Poietic Strategies in Artistic Practice
Sophie Carolin Wagner / Austria
RIAT – Research Institute for Arts and Technology
The term poiesis, the basis for the adjective poietic, is derived from Ancient Greek and denotes an act that is directed to create something out of nothing – from poieo (ποιέω): ‘to make’; to create something where there was void. Giorgio Agamben calls it in ‘The Man with no Content’: ‘something passed from nonbeing to being, from concealment into the full light of the work. The essential character of poiesis was not its aspect as a practical and voluntary process but it being a mode of truth understood as unveiling, a-letheia (ἀ-λήθεια).’ (Agamben, 1999, p.42) Poiesis stands thereby in opposition to practice, whose end in itself is action: the notion of the will to act. Poiesis on the other hand is not about being a volitional process, but one of revealing and with that a mode of veracity; a possibility for humans to find their own certainties.

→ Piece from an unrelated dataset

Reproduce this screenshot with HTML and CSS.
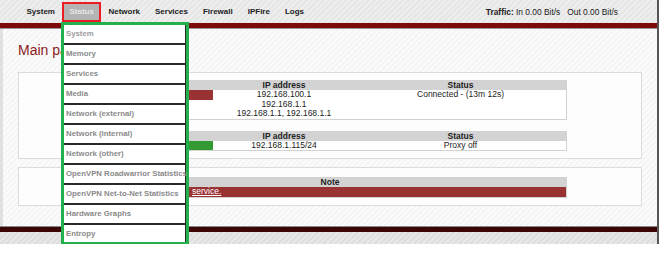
FILE: index.html
```html
<!DOCTYPE html>
<html lang="en">
<head>
    <meta charset="UTF-8">
    <meta name="viewport" content="width=device-width, initial-scale=1.0">
    <title>IPFire - Main page</title>
    <link rel="stylesheet" href="styles.css">
</head>
<body>
    <div class="page">
        <div class="topbar">
            <nav class="menu">
                <a href="#">System</a>
                <a href="#" class="active">Status</a>
                <a href="#">Network</a>
                <a href="#">Services</a>
                <a href="#">Firewall</a>
                <a href="#">IPFire</a>
                <a href="#">Logs</a>
            </nav>
            <div class="traffic"><b>Traffic:</b> In 0.00 Bit/s&nbsp;&nbsp; Out 0.00 Bit/s</div>
        </div>
        <div class="redbar"></div>

        <div class="content">
            <h1 class="title">Main page</h1>
            <div class="box">
                <table class="net">
                    <tr><th class="col-if"></th><th class="col-ip">IP address</th><th>Status</th></tr>
                    <tr><td class="if-red"></td><td>192.168.100.1</td><td>Connected - (13m 12s)</td></tr>
                    <tr><td></td><td>192.168.1.1</td><td></td></tr>
                    <tr><td></td><td>192.168.1.1, 192.168.1.1</td><td></td></tr>
                </table>
                <table class="net second">
                    <tr><th class="col-if"></th><th class="col-ip">IP address</th><th>Status</th></tr>
                    <tr><td class="if-green"></td><td>192.168.1.115/24</td><td>Proxy off</td></tr>
                </table>
            </div>
            <div class="box notes">
                <table class="net">
                    <tr><th>Note</th></tr>
                    <tr><td class="warn"><a href="#">service.</a></td></tr>
                </table>
            </div>
        </div>

        <div class="footbar"></div>
        <div class="footer"></div>

        <ul class="dropdown">
            <li class="first">System</li>
            <li>Memory</li>
            <li>Services</li>
            <li>Media</li>
            <li>Network (external)</li>
            <li>Network (internal)</li>
            <li>Network (other)</li>
            <li>OpenVPN Roadwarrior Statistics</li>
            <li>OpenVPN Net-to-Net Statistics</li>
            <li>Hardware Graphs</li>
            <li class="last">Entropy</li>
        </ul>
    </div>
</body>
</html>
```

FILE: styles.css
```css
body {
    margin: 0;
    background-color: #fff;
    font-family: "Liberation Sans", Arial, sans-serif;
}
.page {
    position: relative;
    width: 657px;
    border-right: 2px solid #555;
}
.topbar {
    height: 23px;
    display: flex;
    align-items: center;
    justify-content: space-between;
    background: repeating-linear-gradient(135deg, #e6e6e6 0 2px, #eeeeee 2px 4px);
}
.menu {
    display: flex;
    align-items: center;
    padding-left: 19px;
}
.menu a {
    font-size: 8px;
    font-weight: bold;
    color: #222;
    text-decoration: none;
    padding: 0 7.5px;
    line-height: 16px;
}
.menu a.active {
    background-color: #b4b4b4;
    color: #e6e6e6;
    border: 2px solid #ed1c24;
    padding: 0 5px;
}
.traffic {
    font-size: 8.4px;
    color: #222;
    padding-right: 39px;
}
.redbar {
    height: 5px;
    background-color: #7d0a0a;
    border-bottom: 1px solid #999;
}
.content {
    height: 184px;
    padding: 13px 15px 0 15px;
    border-left: 3px solid #e0e0e0;
    background: repeating-linear-gradient(135deg, #f5f5f5 0 2px, #fbfbfb 2px 4px);
}
.title {
    margin: 0;
    font-size: 14px;
    font-weight: normal;
    line-height: 16px;
    color: #8b1a1a;
}
.box {
    margin-top: 14px;
    width: 600px;
    padding: 7px 11px;
    background-color: #fdfdfd;
    border: 1px solid #dcdcdc;
}
.box.notes {
    margin-top: 8px;
    padding: 9px 11px 7px 11px;
}
.net {
    width: 474px;
    margin: 0 auto;
    border-collapse: collapse;
    border: 1px solid #d2d2d2;
    font-size: 8.5px;
    color: #222;
    background-color: #fff;
}
.net.second {
    margin-top: 11px;
}
.net th {
    background-color: #d3d3d3;
    height: 9px;
    line-height: 9px;
    padding: 0;
    font-weight: bold;
}
.net td {
    height: 9.6px;
    line-height: 9.6px;
    padding: 0;
    text-align: center;
}
.col-if {
    width: 119px;
}
.col-ip {
    width: 142px;
}
.if-red {
    background-color: #993333;
}
.if-green {
    background-color: #339933;
}
.net td.warn {
    background-color: #993333;
    text-align: left;
    padding-left: 98px;
}
.warn a {
    color: #fff;
}
.footbar {
    height: 5px;
    background-color: #3d0606;
    border-top: 1px solid #888;
}
.footer {
    height: 12px;
    background: repeating-linear-gradient(135deg, #dedede 0 2px, #e8e8e8 2px 4px);
}
.dropdown {
    position: absolute;
    left: 61px;
    top: 22px;
    width: 122px;
    margin: 0;
    padding: 0;
    list-style: none;
    border: 3px solid #22b14c;
    background-color: #fff;
}
.dropdown li {
    height: 18px;
    line-height: 18px;
    padding-left: 2px;
    font-size: 7.8px;
    font-weight: bold;
    color: #8a8a8a;
    white-space: nowrap;
    border-bottom: 2px solid #2a2a2a;
    border-right: 1px solid #2a2a2a;
}
.dropdown li.first {
    color: #9c9c9c;
}
.dropdown li.last {
    height: 17px;
    line-height: 17px;
    border-bottom: none;
}
```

This artist talk will examine poietic strategies in art productions and in which way they are different to practical approaches and do so at the example of my art work Poietry. This method of artistic creation, in which the infusion of art through science becomes not only visual but a requirement will be presented with the intention to map out a discursive territory, where art is no longer an assistant for visualisation of scientific, in this case biological, data but becomes a partner in the search for the novel.